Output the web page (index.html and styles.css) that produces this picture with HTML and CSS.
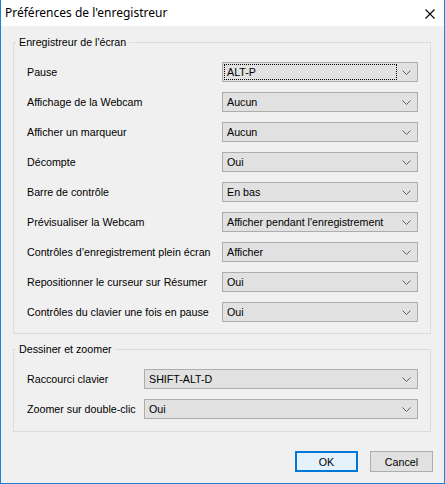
FILE: index.html
```html
<!DOCTYPE html>
<html lang="fr">
<head>
<meta charset="utf-8">
<title>Préférences de l'enregistreur</title>
<link rel="stylesheet" href="styles.css">
</head>
<body>
<div class="window">
  <div class="titlebar">
    <span class="title">Préférences de l'enregistreur</span>
    <svg class="close" width="10" height="10" viewBox="0 0 10 10"><path d="M0.5 0.5 L9.5 9.5 M9.5 0.5 L0.5 9.5" stroke="#000" stroke-width="1.1" fill="none"/></svg>
  </div>
  <div class="content">
    <fieldset class="group">
      <legend>Enregistreur de l'écran</legend>
      <div class="row"><span class="label">Pause</span><div class="select wide"><span class="field focused">ALT-P</span><span class="arrow"><svg width="9" height="5" viewBox="0 0 9 5"><polyline points="0.5,0.5 4.5,4.5 8.5,0.5" fill="none" stroke="#606060" stroke-width="1"/></svg></span></div></div>
      <div class="row"><span class="label">Affichage de la Webcam</span><div class="select wide"><span class="field">Aucun</span><span class="arrow"><svg width="9" height="5" viewBox="0 0 9 5"><polyline points="0.5,0.5 4.5,4.5 8.5,0.5" fill="none" stroke="#606060" stroke-width="1"/></svg></span></div></div>
      <div class="row"><span class="label">Afficher un marqueur</span><div class="select wide"><span class="field">Aucun</span><span class="arrow"><svg width="9" height="5" viewBox="0 0 9 5"><polyline points="0.5,0.5 4.5,4.5 8.5,0.5" fill="none" stroke="#606060" stroke-width="1"/></svg></span></div></div>
      <div class="row"><span class="label">Décompte</span><div class="select wide"><span class="field">Oui</span><span class="arrow"><svg width="9" height="5" viewBox="0 0 9 5"><polyline points="0.5,0.5 4.5,4.5 8.5,0.5" fill="none" stroke="#606060" stroke-width="1"/></svg></span></div></div>
      <div class="row"><span class="label">Barre de contrôle</span><div class="select wide"><span class="field">En bas</span><span class="arrow"><svg width="9" height="5" viewBox="0 0 9 5"><polyline points="0.5,0.5 4.5,4.5 8.5,0.5" fill="none" stroke="#606060" stroke-width="1"/></svg></span></div></div>
      <div class="row"><span class="label">Prévisualiser la Webcam</span><div class="select wide"><span class="field">Afficher pendant l'enregistrement</span><span class="arrow"><svg width="9" height="5" viewBox="0 0 9 5"><polyline points="0.5,0.5 4.5,4.5 8.5,0.5" fill="none" stroke="#606060" stroke-width="1"/></svg></span></div></div>
      <div class="row"><span class="label">Contrôles d’enregistrement plein écran</span><div class="select wide"><span class="field">Afficher</span><span class="arrow"><svg width="9" height="5" viewBox="0 0 9 5"><polyline points="0.5,0.5 4.5,4.5 8.5,0.5" fill="none" stroke="#606060" stroke-width="1"/></svg></span></div></div>
      <div class="row"><span class="label">Repositionner le curseur sur Résumer</span><div class="select wide"><span class="field">Oui</span><span class="arrow"><svg width="9" height="5" viewBox="0 0 9 5"><polyline points="0.5,0.5 4.5,4.5 8.5,0.5" fill="none" stroke="#606060" stroke-width="1"/></svg></span></div></div>
      <div class="row"><span class="label">Contrôles du clavier une fois en pause</span><div class="select wide"><span class="field">Oui</span><span class="arrow"><svg width="9" height="5" viewBox="0 0 9 5"><polyline points="0.5,0.5 4.5,4.5 8.5,0.5" fill="none" stroke="#606060" stroke-width="1"/></svg></span></div></div>
    </fieldset>
    <fieldset class="group group2">
      <legend>Dessiner et zoomer</legend>
      <div class="row"><span class="label">Raccourci clavier</span><div class="select long"><span class="field">SHIFT-ALT-D</span><span class="arrow"><svg width="9" height="5" viewBox="0 0 9 5"><polyline points="0.5,0.5 4.5,4.5 8.5,0.5" fill="none" stroke="#606060" stroke-width="1"/></svg></span></div></div>
      <div class="row"><span class="label">Zoomer sur double-clic</span><div class="select long"><span class="field">Oui</span><span class="arrow"><svg width="9" height="5" viewBox="0 0 9 5"><polyline points="0.5,0.5 4.5,4.5 8.5,0.5" fill="none" stroke="#606060" stroke-width="1"/></svg></span></div></div>
    </fieldset>
    <div class="buttons">
      <button class="btn default">OK</button>
      <button class="btn">Cancel</button>
    </div>
  </div>
</div>
</body>
</html>
```
FILE: styles.css
```css
html, body {
  margin: 0;
  padding: 0;
}
body {
  width: 445px;
  height: 484px;
  background: #f0f0f0;
  font-family: "Liberation Sans", Arial, sans-serif;
  font-size: 10.7px;
  color: #000;
  overflow: hidden;
}
.window {
  box-sizing: border-box;
  width: 445px;
  height: 484px;
  border: 1px solid #1883d7;
  border-top: none;
  display: flex;
  flex-direction: column;
  background: #f0f0f0;
}
.titlebar {
  height: 26px;
  flex: none;
  background: #fff;
  display: flex;
  align-items: center;
  justify-content: space-between;
  padding: 0 9px 0 4px;
}
.title {
  font-family: "Noto Sans", "Open Sans", sans-serif;
  font-size: 12px;
  padding-bottom: 1px;
}
.close {
  display: block;
  margin-top: 1px;
}
.content {
  flex: 1;
  display: flex;
  flex-direction: column;
  padding: 0 0 0 12px;
}
.group {
  box-sizing: border-box;
  width: 418px;
  margin: 10px 0 0 0;
  padding: 13px 12px 11px 0;
  border: 1px solid #dcdcdc;
  display: flex;
  flex-direction: column;
  gap: 10px;
  min-width: 0;
}
.group2 {
  margin-top: 9px;
  padding-bottom: 12px;
}
legend {
  margin-left: 2px;
  padding: 0 3px;
  line-height: 13px;
  font-size: 10.7px;
}
.row {
  display: flex;
  align-items: center;
  height: 20px;
  padding-left: 13px;
}
.label {
  flex: 1;
  white-space: nowrap;
}
.select {
  box-sizing: border-box;
  height: 20px;
  border: 1px solid #adadad;
  background: #e1e1e1;
  padding: 1px;
  display: flex;
  align-items: stretch;
}
.select.wide { width: 196px; }
.select.long { width: 274px; }
.field {
  flex: 1;
  box-sizing: border-box;
  border: 1px dotted transparent;
  padding-left: 2px;
  display: flex;
  align-items: center;
  white-space: nowrap;
  overflow: hidden;
}
.field.focused {
  border-color: #000;
}
.arrow {
  width: 19px;
  flex: none;
  display: flex;
  align-items: center;
  justify-content: center;
}
.arrow svg { display: block; }
.buttons {
  margin-top: auto;
  display: flex;
  justify-content: flex-end;
  gap: 12px;
  padding: 0 11px 11px 0;
}
.btn {
  box-sizing: border-box;
  width: 63px;
  height: 21px;
  font-family: "Liberation Sans", Arial, sans-serif;
  font-size: 10.7px;
  color: #000;
  background: #e1e1e1;
  border: 1px solid #adadad;
  padding: 0;
  margin: 0;
}
.btn.default {
  background: #e5f1fb;
  border: 2px solid #0078d7;
}
```
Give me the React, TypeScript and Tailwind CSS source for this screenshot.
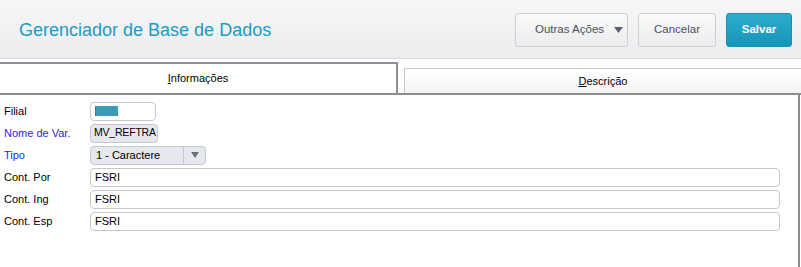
const fields = [
  { label: "Cont. Por", value: "FSRI" },
  { label: "Cont. Ing", value: "FSRI" },
  { label: "Cont. Esp", value: "FSRI" },
]

const App = () => {
  return (
    <div className="h-[267px] w-[801px] overflow-hidden bg-white font-['Liberation_Sans',Arial,sans-serif]">
      {/* HEADER */}
      <div className="flex h-[59px] items-center justify-between border-b border-[#d8d9dc] bg-gradient-to-b from-[#f7f7f8] to-[#ebecee] pl-[19px] pr-[9px] pt-[2px]">
        <h1 className="text-[18px] text-[#1b9bc6]">Gerenciador de Base de Dados</h1>
        <div className="flex gap-[10px]">
          <button className="flex h-[34px] w-[113px] items-center justify-between rounded-[3px] border border-[#cfd0d3] bg-gradient-to-b from-[#fafafa] to-[#ececee] pl-[19px] pr-[4px] text-[11.5px] text-[#4a5060]">
            <span>Outras Ações</span>
            <svg width="9" height="6" viewBox="0 0 9 6">
              <path d="M0 0h9L4.5 6z" fill="#5b6070" />
            </svg>
          </button>
          <button className="h-[34px] w-[78px] rounded-[3px] border border-[#cfd0d3] bg-gradient-to-b from-[#fafafa] to-[#ececee] text-[11.5px] text-[#4a5060]">
            Cancelar
          </button>
          <button className="h-[34px] w-[66px] rounded-[3px] border border-[#1690b3] bg-gradient-to-b from-[#2fabcb] to-[#1296b9] text-[11.5px] font-bold text-white">
            Salvar
          </button>
        </div>
      </div>

      {/* ABAS */}
      <div className="mt-[5px] flex h-[31px] items-end border-b-2 border-[#8a8d92]">
        <div className="flex h-[31px] w-[398px] items-center justify-center border-r-2 border-t-2 border-[#8e9095] text-[11px] text-black">
          <span>
            <span className="underline">I</span>nformações
          </span>
        </div>
        <div className="ml-[6px] flex h-[25px] flex-1 items-center justify-center border-l border-t border-[#c9c9c9] bg-gradient-to-b from-[#ffffff] to-[#f3f3f3] text-[11px] text-black">
          <span>
            <span className="underline">D</span>escrição
          </span>
        </div>
      </div>

      {/* FORMULARIO */}
      <div className="mr-[1px] flex h-[173px] flex-col gap-[4px] border-r-2 border-[#8a8d92] pl-[4px] pr-[18px] pt-[7px] text-[11px]">
        <div className="flex h-[18px] items-center">
          <span className="w-[86px] text-black">Filial</span>
          <div className="flex h-[19px] w-[66px] items-center rounded-[4px] border border-[#c8c8c8] bg-white px-[4px]">
            <div className="h-[10px] w-[23px] border-l border-[#c0504d] bg-[#3a9db5]" />
          </div>
        </div>
        <div className="flex h-[18px] items-center">
          <span className="w-[86px] text-[#2626e6]">Nome de Var.</span>
          <div className="flex h-[19px] items-center whitespace-nowrap rounded-[4px] border border-[#c8c8c8] bg-[#e6e8ef] pl-[3px] pr-[1px] text-[10.5px] tracking-[-0.2px] text-black">
            MV_REFTRA
          </div>
        </div>
        <div className="flex h-[18px] items-center">
          <span className="w-[86px] text-[#2626e6]">Tipo</span>
          <div className="flex h-[19px] w-[116px] items-center rounded-[4px] border border-[#c8c8c8] bg-[#e6e8ef] text-[11px] text-black">
            <span className="flex-1 pl-[5px]">1 - Caractere</span>
            <div className="flex h-full w-[22px] items-center justify-center border-l border-[#c8c8c8]">
              <svg width="8" height="6" viewBox="0 0 8 6">
                <path d="M0 0h8L4 6z" fill="#6b6f7a" />
              </svg>
            </div>
          </div>
        </div>
        {fields.map((field) => (
          <div key={field.label} className="flex h-[18px] items-center">
            <span className="w-[86px] text-black">{field.label}</span>
            <div className="flex h-[19px] flex-1 items-center rounded-[4px] border border-[#c8c8c8] bg-white px-[4px] text-[11px] text-black">
              {field.value}
            </div>
          </div>
        ))}
      </div>
    </div>
  )
}

export default App
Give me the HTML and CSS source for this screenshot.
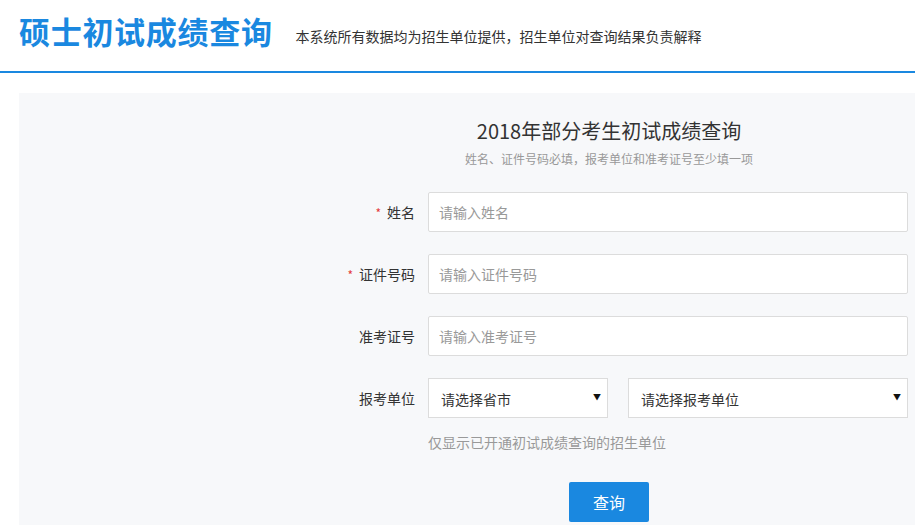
FILE: index.html
```html
<!DOCTYPE html>
<html lang="zh-CN">
<head>
    <meta charset="UTF-8">
    <meta name="viewport" content="width=device-width, initial-scale=1.0">
    <title>硕士初试成绩查询</title>
    <link rel="stylesheet" href="styles.css">
</head>
<body>
    <div class="header">
        <h1>硕士初试成绩查询</h1>
        <p class="header-note">本系统所有数据均为招生单位提供，招生单位对查询结果负责解释</p>
    </div>

    <div class="panel">
        <div class="panel-inner">
            <h2 class="panel-title">2018年部分考生初试成绩查询</h2>
            <p class="panel-note">姓名、证件号码必填，报考单位和准考证号至少填一项</p>

            <form id="queryForm">
                <div class="form-row">
                    <label for="xm"><span class="required">*</span>姓名</label>
                    <input type="text" id="xm" name="xm" placeholder="请输入姓名">
                </div>
                <div class="form-row">
                    <label for="zjhm"><span class="required">*</span>证件号码</label>
                    <input type="text" id="zjhm" name="zjhm" placeholder="请输入证件号码">
                </div>
                <div class="form-row">
                    <label for="ksbh">准考证号</label>
                    <input type="text" id="ksbh" name="ksbh" placeholder="请输入准考证号">
                </div>
                <div class="form-row">
                    <label for="ssdm">报考单位</label>
                    <div class="select-box province">
                        <select id="ssdm" name="ssdm">
                            <option value="">请选择省市</option>
                        </select>
                    </div>
                    <div class="select-box unit">
                        <select id="dwdm" name="dwdm">
                            <option value="">请选择报考单位</option>
                        </select>
                    </div>
                </div>
                <p class="form-hint">仅显示已开通初试成绩查询的招生单位</p>
                <div class="form-actions">
                    <input type="submit" value="查询" class="query-button">
                </div>
            </form>
        </div>
    </div>

    <script>
        document.getElementById("queryForm").addEventListener("submit", function(event) {
            event.preventDefault();
        });
    </script>
</body>
</html>
```

FILE: styles.css
```css
html, body {
    overflow: hidden;
}

body {
    font-family: "Noto Sans CJK SC", "Liberation Sans", sans-serif;
    margin: 0;
    padding: 0;
    background-color: #fff;
    color: #333;
}

.header {
    display: flex;
    align-items: flex-start;
    height: 71px;
    padding-left: 19px;
    border-bottom: 2px solid #1a88e0;
}

.header h1 {
    margin: 11px 0 0;
    font-size: 31px;
    line-height: 40px;
    font-weight: bold;
    color: #1a88e0;
    letter-spacing: 0.7px;
}

.header-note {
    margin: 26px 0 0 23px;
    font-size: 14px;
    line-height: 20px;
    color: #333;
}

.panel {
    margin: 20px 0 0 19px;
    background-color: #f7f8fa;
    overflow: hidden;
}

.panel-inner {
    width: 1180px;
    padding: 26px 0 3px;
}

.panel-title {
    margin: 0;
    font-size: 20px;
    line-height: 24px;
    font-weight: normal;
    color: #333;
    text-align: center;
}

.panel-note {
    margin: 7px 0 0;
    font-size: 12px;
    line-height: 18px;
    color: #999;
    text-align: center;
}

#queryForm {
    margin-top: 24px;
}

.form-row {
    display: flex;
    align-items: center;
    height: 40px;
    margin-bottom: 22px;
}

.form-row label {
    width: 396px;
    margin-right: 13px;
    text-align: right;
    font-size: 14px;
    color: #333;
}

.required {
    color: #e4393c;
    font-size: 12px;
    margin-right: 6px;
}

.form-row input[type="text"] {
    width: 480px;
    height: 40px;
    padding: 0 10px;
    border: 1px solid #dcdcdc;
    border-radius: 2px;
    background-color: #fff;
    font-family: inherit;
    font-size: 14px;
    color: #333;
    box-sizing: border-box;
}

.form-row input::placeholder {
    color: #999;
}

.select-box {
    position: relative;
    height: 40px;
}

.select-box.province {
    width: 180px;
    margin-right: 20px;
}

.select-box.unit {
    width: 280px;
}

.select-box select {
    -webkit-appearance: none;
    appearance: none;
    width: 100%;
    height: 40px;
    padding: 2px 24px 0 12px;
    border: 1px solid #dcdcdc;
    border-radius: 0;
    background-color: #fff;
    font-family: inherit;
    font-size: 14px;
    color: #333;
    box-sizing: border-box;
}

.select-box::after {
    content: "\25BC";
    position: absolute;
    right: 7px;
    top: 14px;
    font-size: 8px;
    line-height: 10px;
    color: #111;
    pointer-events: none;
}

.form-hint {
    margin: -8px 0 0 409px;
    font-size: 14px;
    line-height: 20px;
    color: #999;
}

.form-actions {
    margin-top: 30px;
    text-align: center;
}

.query-button {
    width: 80px;
    height: 40px;
    background-color: #1a88e0;
    color: #fff;
    border: none;
    border-radius: 2px;
    font-family: inherit;
    font-size: 16px;
    cursor: pointer;
}
```
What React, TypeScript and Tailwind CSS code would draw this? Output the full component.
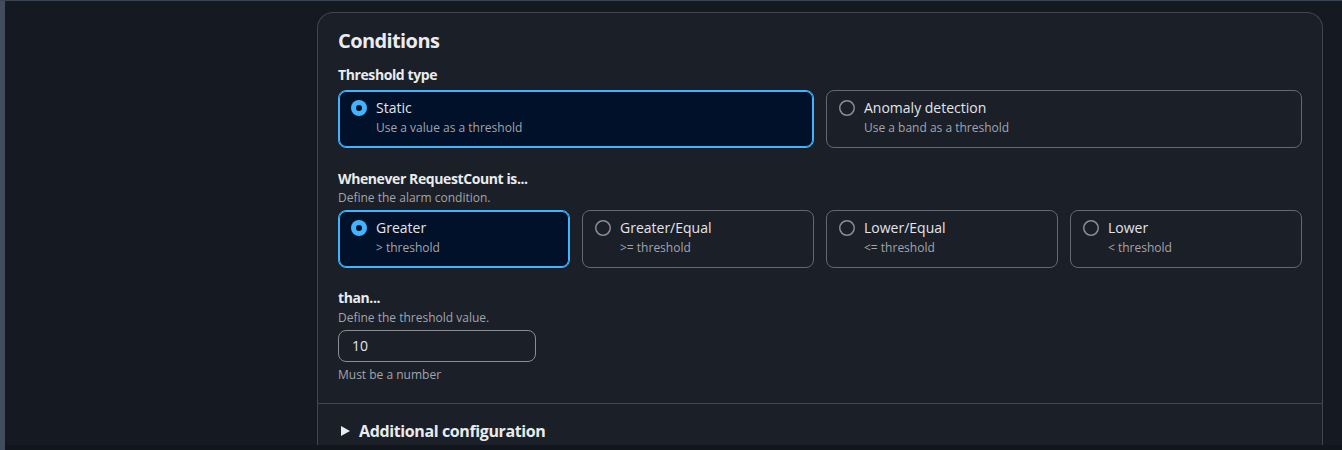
import { ReactNode } from "react";

type Option = { id: string; label: string; desc: string };

const THRESHOLD_TYPES: Option[] = [
  { id: "static", label: "Static", desc: "Use a value as a threshold" },
  { id: "anomaly", label: "Anomaly detection", desc: "Use a band as a threshold" },
];

const COMPARISONS: Option[] = [
  { id: "gt", label: "Greater", desc: "> threshold" },
  { id: "gte", label: "Greater/Equal", desc: ">= threshold" },
  { id: "lte", label: "Lower/Equal", desc: "<= threshold" },
  { id: "lt", label: "Lower", desc: "< threshold" },
];

function Radio({ checked }: { checked: boolean }) {
  return (
    <svg width="16" height="16" viewBox="0 0 16 16" className="mt-[2px] shrink-0">
      {checked ? (
        <>
          <circle cx="8" cy="8" r="8" fill="#42b4ff" />
          <circle cx="8" cy="8" r="3" fill="#001129" />
        </>
      ) : (
        <circle cx="8" cy="8" r="7.25" fill="none" stroke="#8c8c94" strokeWidth="1.5" />
      )}
    </svg>
  );
}

function Tile({ option, checked }: { option: Option; checked: boolean }) {
  return (
    <div
      className={`h-[58px] rounded-lg border px-3 pt-[7px] pb-[11px] flex items-start ${
        checked
          ? "border-[#42b4ff] ring-1 ring-inset ring-[#42b4ff] bg-[#001129]"
          : "border-[#656871] bg-transparent"
      }`}
    >
      <Radio checked={checked} />
      <div className="ml-[9px]">
        <div className="text-sm leading-5 text-[#e4e4ea]">{option.label}</div>
        <div className="mt-[2px] text-xs leading-4 text-[#a4a4ad]">{option.desc}</div>
      </div>
    </div>
  );
}

function FieldLabel({ children, className = "" }: { children: ReactNode; className?: string }) {
  return (
    <div className={`text-sm leading-[18px] font-bold tracking-[-0.4px] text-[#e9ebed] ${className}`}>
      {children}
    </div>
  );
}

export default function App() {
  const thresholdType = "static";
  const comparison = "gt";

  return (
    <div className="h-[450px] w-[1342px] overflow-hidden bg-[#151a22] flex flex-col font-['Open_Sans',sans-serif]">
      <div className="h-px bg-[#3b4452]" />
      <div className="flex flex-1 min-h-0">
        <div className="w-[5px] bg-[#414d5c]" />
        <div className="flex-1 flex flex-col min-w-0">
          <div className="flex-1 min-h-0 pl-[312px] pr-[19px] pt-[11px] overflow-hidden">
            {/* Conditions container */}
            <div className="h-full rounded-t-2xl border border-b-0 border-[#414650] bg-[#1a1f28] overflow-hidden">
              <div className="px-5 pt-4 pb-5">
                <h2 className="text-[20px] leading-6 font-bold tracking-[-0.6px] text-[#ebebf0]">Conditions</h2>

                <FieldLabel className="mt-[13px]">Threshold type</FieldLabel>
                <div className="mt-1.5 grid grid-cols-2 gap-3">
                  {THRESHOLD_TYPES.map((o) => (
                    <Tile key={o.id} option={o} checked={o.id === thresholdType} />
                  ))}
                </div>

                <FieldLabel className="mt-[22px]">Whenever RequestCount is...</FieldLabel>
                <div className="mt-0.5 text-xs leading-4 text-[#a4a4ad]">Define the alarm condition.</div>
                <div className="mt-1 grid grid-cols-4 gap-3">
                  {COMPARISONS.map((o) => (
                    <Tile key={o.id} option={o} checked={o.id === comparison} />
                  ))}
                </div>

                <FieldLabel className="mt-[21px]">than...</FieldLabel>
                <div className="mt-[3px] text-xs leading-4 text-[#a4a4ad]">Define the threshold value.</div>
                <div className="mt-1 h-8 w-[198px] rounded-lg border border-[#8c8c94] pl-[13px] flex items-center text-sm text-[#e4e4ea]">
                  10
                </div>
                <div className="mt-[5px] text-xs leading-4 text-[#a4a4ad]">Must be a number</div>
              </div>

              <div className="border-t border-[#414650] px-5 pt-[17px] flex items-center">
                <svg width="9" height="10" viewBox="0 0 9 10" className="ml-[3px] shrink-0">
                  <path d="M0 0 L9 5 L0 10 Z" fill="#e9ebed" />
                </svg>
                <span className="ml-[9px] text-base leading-5 font-bold tracking-[-0.38px] text-[#e9ebed]">
                  Additional configuration
                </span>
              </div>
            </div>
          </div>
          <div className="h-[5px] bg-[#11161c]" />
        </div>
      </div>
    </div>
  );
}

*****

→ **What to do**
State only how many lines in the material include "screenshot".

→ **Response to the task**
2